Don’t think that because your salad sprouts are organic, grown on your window sill, and supposedly good for you, that they haven’t accumulated many food miles or are safe to eat raw. Compelling evidence published by the European Food Safety Authority yesterday points to fenugreek sprouts as the vector of the E. coli that caused the enormous German outbreak in May and June (more than 3000 cases, with 47 deaths) and a French outbreak at Bègles, near Bordeaux, in June. The only common factors in the outbreaks were genetically identical E. coli O104:H4 – and fenugreek from the same Egyptian source.

Fifteen thousand kilogrammes of organic fenugreek seeds, lot number 48088 (expiry date November 2011), left Egypt by sea in November 2009 in a sealed container. Offloaded at Antwerp, it went to Rotterdam by barge and travelled by road to a German distributor, arriving on 15 December. In February this year, 75 kg went to the sprout producer linked to the German outbreak. Four hundred kilogrammes went to a British seed supplier who in January this year sold 95 kg in 50g packets to a French distributor, who in turn supplied batches of between 5 and 125 packets to more than 200 outlets. Seeds from one packet were sprouted in a jam jar and eaten at an open day at a children's community centre in Bègles on 8 June.
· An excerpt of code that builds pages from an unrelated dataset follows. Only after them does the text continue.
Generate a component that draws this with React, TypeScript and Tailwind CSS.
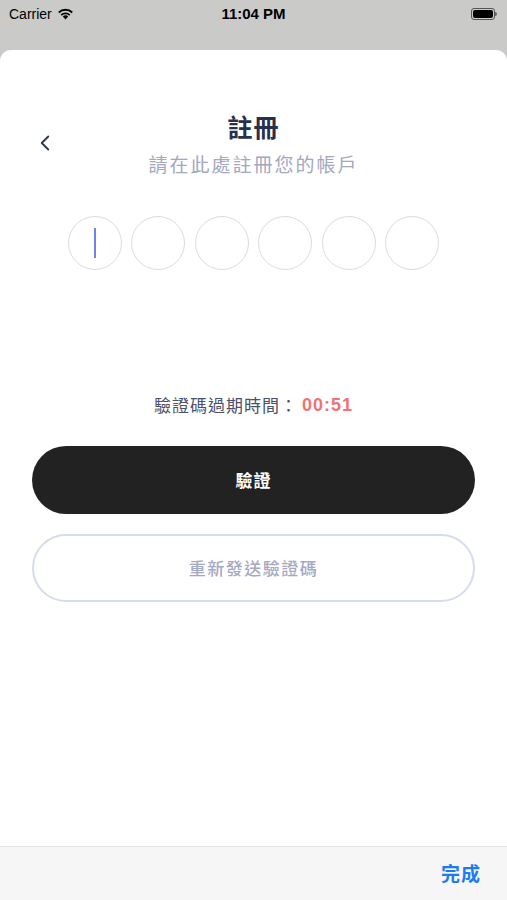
import { ChevronLeft } from 'lucide-react';

const font = '"Noto Sans CJK TC", "Noto Sans", sans-serif';

function StatusBar() {
  return (
    <div className="h-[50px] grid grid-cols-3 items-start px-[9px] pt-[4px]" style={{ fontFamily: '"Liberation Sans", sans-serif' }}>
      <div className="flex items-center gap-[5px] h-[20px] text-[14px] text-black">
        <span>Carrier</span>
        <svg width="17" height="12" viewBox="0 0 17 12">
          <path d="M8.5 11.5 L5.8 8.6 A3.9 3.9 0 0 1 11.2 8.6 Z" fill="#000" />
          <path d="M3.6 6.4 A7 7 0 0 1 13.4 6.4 L12.1 7.8 A5.1 5.1 0 0 0 4.9 7.8 Z" fill="#000" />
          <path d="M1.1 3.8 A10.6 10.6 0 0 1 15.9 3.8 L14.6 5.2 A8.7 8.7 0 0 0 2.4 5.2 Z" fill="#000" />
        </svg>
      </div>
      <div className="h-[20px] flex items-center justify-center text-[15px] font-bold text-black">11:04 PM</div>
      <div className="h-[20px] flex items-center justify-end pr-[1px]">
        <div className="w-[24px] h-[12px] rounded-[3px] border border-[#555] p-[1px]">
          <div className="w-full h-full rounded-[2px] bg-black" />
        </div>
        <div className="w-[2px] h-[4px] rounded-r-sm bg-[#666]" />
      </div>
    </div>
  );
}

export default function App() {
  return (
    <div className="w-[507px] h-[900px] bg-gradient-to-b from-[#cacbc9] to-[#bfc0be] flex flex-col overflow-hidden" style={{ fontFamily: font }}>
      <StatusBar />
      <div className="flex-1 bg-white rounded-t-[11px] flex flex-col">
        <div className="flex-1 flex flex-col">
          <div className="relative pt-[57px] flex flex-col items-center">
            <button className="absolute left-[32px] top-[80px] text-[#2a3550]">
              <ChevronLeft className="w-[26px] h-[26px]" strokeWidth={1.7} />
            </button>
            <h1 className="text-[25px] leading-[38px] font-bold tracking-[1px] text-[#27314d]">註冊</h1>
            <p className="mt-[5px] text-[19px] leading-[28px] tracking-[2px] text-[#a4a7c0]">請在此處註冊您的帳戶</p>
          </div>

          <div className="mt-[38px] flex justify-center gap-[9.6px]">
            {[0, 1, 2, 3, 4, 5].map(i => (
              <div key={i} className="w-[54px] h-[54px] rounded-full border border-[#dcdcdc] flex items-center justify-center">
                {i === 0 && <div className="w-[2px] h-[30px] bg-[#6f83e8]" />}
              </div>
            ))}
          </div>

          <div className="mt-[122px] flex justify-center items-center text-[17px] leading-[26px] tracking-[1px]">
            <span className="text-[#4b5168]">驗證碼過期時間：</span>
            <span className="ml-[4px] font-bold text-[#f07373] text-[18px]" style={{ fontFamily: '"Liberation Sans", sans-serif' }}>00:51</span>
          </div>

          <div className="mt-[28px] px-[32px] flex flex-col gap-[20px]">
            <button className="h-[68px] rounded-full bg-[#222222] text-white text-[17px] tracking-[1px] font-bold">驗證</button>
            <button className="h-[68px] rounded-full border-2 border-[#d6dcea] text-[#a5a8c3] text-[17px] tracking-[1.5px] font-medium">重新發送驗證碼</button>
          </div>
        </div>

        <div className="h-[54px] bg-[#f6f6f6] border-t border-[#e4e4e4] flex items-center justify-end pr-[26px]">
          <span className="text-[19px] tracking-[1px] font-bold text-[#1b7cf2]">完成</span>
        </div>
      </div>
    </div>
  );
}
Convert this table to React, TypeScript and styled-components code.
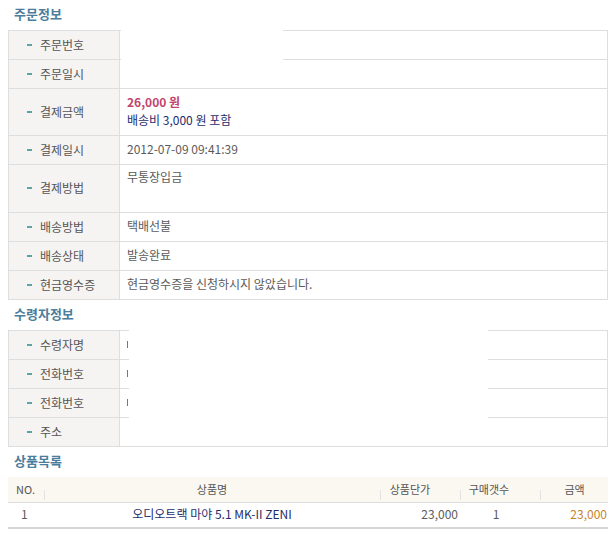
import React from 'react';
import styled, {createGlobalStyle} from 'styled-components';

const GlobalStyle = createGlobalStyle`
  body {
    margin: 0;
    background: #fff;
    font-family: "Noto Sans CJK KR", "Noto Sans", sans-serif;
    font-size: 12px;
    color: #5b5b5b;
  }
`;

type InfoRowData = {
    label: string;
    height?: number;
    top?: boolean;
    value?: React.ReactNode;
};

export default function App() {
    const orderRows: InfoRowData[] = [
        {label: '주문번호'},
        {label: '주문일시'},
        {
            label: '결제금액',
            height: 46,
            value: (
                <>
                    <Price>26,000 원</Price>
                    <Shipping>배송비 3,000 원 포함</Shipping>
                </>
            ),
        },
        {label: '결제일시', value: '2012-07-09 09:41:39'},
        {label: '결제방법', height: 47, top: true, value: '무통장입금'},
        {label: '배송방법', value: '택배선불'},
        {label: '배송상태', value: '발송완료'},
        {label: '현금영수증', value: '현금영수증을 신청하시지 않았습니다.'},
    ];

    const receiverRows: InfoRowData[] = [
        {label: '수령자명', value: <Cut/>},
        {label: '전화번호', value: <Cut/>},
        {label: '전화번호', value: <Cut/>},
        {label: '주소'},
    ];

    return (
        <Page>
            <GlobalStyle/>
            <SectionTitle>주문정보</SectionTitle>
            <InfoTable>
                {orderRows.map((r, i) => (
                    <InfoRow key={i} $h={r.height ?? 28}>
                        <Label><Dash/>{r.label}</Label>
                        <Value $top={r.top}>{r.value}</Value>
                    </InfoRow>
                ))}
                <Redact $left={112} $top={-1} $w={162} $h={30}/>
                <Redact $left={111} $top={159} $w={6} $h={13}/>
            </InfoTable>

            <SectionTitle>수령자정보</SectionTitle>
            <InfoTable>
                {receiverRows.map((r, i) => (
                    <InfoRow key={i} $h={28}>
                        <Label><Dash/>{r.label}</Label>
                        <Value>{r.value}</Value>
                    </InfoRow>
                ))}
                <Redact $left={120} $top={-1} $w={359} $h={88}/>
            </InfoTable>

            <SectionTitle>상품목록</SectionTitle>
            <ProductTable>
                <HeadRow>
                    <HeadCell $align="left" $pl={8}>NO.</HeadCell>
                    <HeadCell $sep>상품명</HeadCell>
                    <HeadCell $sep $pr={20}>상품단가</HeadCell>
                    <HeadCell $sep $pr={22}>구매갯수</HeadCell>
                    <HeadCell $sep $pl={2}>금액</HeadCell>
                </HeadRow>
                <DataRow>
                    <DataCell $align="left" $pl={13}>1</DataCell>
                    <DataCell><ProductName>오디오트랙 마야 5.1 MK-II ZENI</ProductName></DataCell>
                    <DataCell $align="right" $pr={2}>23,000</DataCell>
                    <DataCell $pr={8}>1</DataCell>
                    <DataCell $align="right"><Total>23,000</Total></DataCell>
                </DataRow>
            </ProductTable>
        </Page>
    );
}

const Page = styled.div`
  width: 600px;
  padding: 0 8px;
`
const SectionTitle = styled.h3`
  margin: 0;
  height: 30px;
  line-height: 28px;
  padding-left: 6px;
  font-size: 13px;
  font-weight: 700;
  color: #4b7d9c;
`
const InfoTable = styled.div`
  position: relative;
  display: flex;
  flex-direction: column;
  border: 1px solid #dedede;
  border-bottom: none;
`
const InfoRow = styled.div<{ $h: number }>`
  display: grid;
  grid-template-columns: 111px 1fr;
  min-height: ${p => p.$h}px;
  border-bottom: 1px solid #dedede;
`
const Label = styled.div`
  display: flex;
  align-items: center;
  padding: 0 0 2px 18px;
  background: #f5f4f2;
  border-right: 1px solid #dedede;
  color: #555;
`
const Dash = styled.span`
  display: inline-block;
  width: 5px;
  height: 2px;
  margin: 1px 8px 0 0;
  background: #5fa3a3;
`
const Value = styled.div<{ $top?: boolean }>`
  display: flex;
  flex-direction: column;
  justify-content: ${p => (p.$top ? 'flex-start' : 'center')};
  padding: ${p => (p.$top ? '3px 7px 0' : '0 7px 2px')};
  line-height: 18px;
  color: #5b5b5b;
`
const Price = styled.span`
  font-weight: 700;
  color: #c2456e;
`
const Shipping = styled.span`
  color: #1f2d6b;
`
const Cut = styled.span`
  display: block;
  width: 1px;
  height: 7px;
  background: #777;
`
const Redact = styled.div<{ $left: number; $top: number; $w: number; $h: number }>`
  position: absolute;
  left: ${p => p.$left}px;
  top: ${p => p.$top}px;
  width: ${p => p.$w}px;
  height: ${p => p.$h}px;
  background: #fff;
`
const ProductTable = styled.div`
  display: flex;
  flex-direction: column;
  border-bottom: 2px solid #d6d6d6;
`
const HeadRow = styled.div`
  display: grid;
  grid-template-columns: 36px 336px 80px 80px 67px;
  height: 26px;
  background: #fbf8f1;
  border-bottom: 1px solid #dcdcdc;
  box-sizing: border-box;
`
const HeadCell = styled.div<{ $align?: string; $pl?: number; $pr?: number; $sep?: boolean }>`
  position: relative;
  display: flex;
  align-items: center;
  justify-content: ${p => (p.$align === 'left' ? 'flex-start' : 'center')};
  padding-left: ${p => p.$pl ?? 0}px;
  padding-right: ${p => p.$pr ?? 0}px;
  padding-bottom: 1px;
  font-size: 11px;
  color: #555;

  &::before {
    content: "";
    display: ${p => (p.$sep ? 'block' : 'none')};
    position: absolute;
    left: 0;
    bottom: 2px;
    width: 1px;
    height: 10px;
    background: #e2e2e2;
  }
`
const DataRow = styled.div`
  display: grid;
  grid-template-columns: 36px 336px 80px 80px 67px;
  height: 24px;
`
const DataCell = styled.div<{ $align?: string; $pl?: number; $pr?: number }>`
  display: flex;
  align-items: center;
  justify-content: ${p => (p.$align === 'left' ? 'flex-start' : p.$align === 'right' ? 'flex-end' : 'center')};
  padding-left: ${p => p.$pl ?? 0}px;
  padding-right: ${p => p.$pr ?? 0}px;
  padding-bottom: 3px;
  color: #5b5b5b;
`
const ProductName = styled.span`
  color: #1f2d6b;
`
const Total = styled.span`
  color: #c8842c;
`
The sprouts went into cold carrot and cumin and courgette soups, and on crudités.

E. coli O104:H4 is very virulent. Many victims have developed haemolytic uraemic syndrome (which causes kidney failure) and brain damage. A much greater proportion of the infected have developed these complications than is usual with the classical nasty E. coli, O157. It is quite likely that O104 is hot because it is a hybrid. It has the toxins that make O157 virulent coupled with many genes from enteroaggregative E. coli, a bacterium thought to be a common cause of diarrhoea in children in developing countries. Night soil on the fenugreek?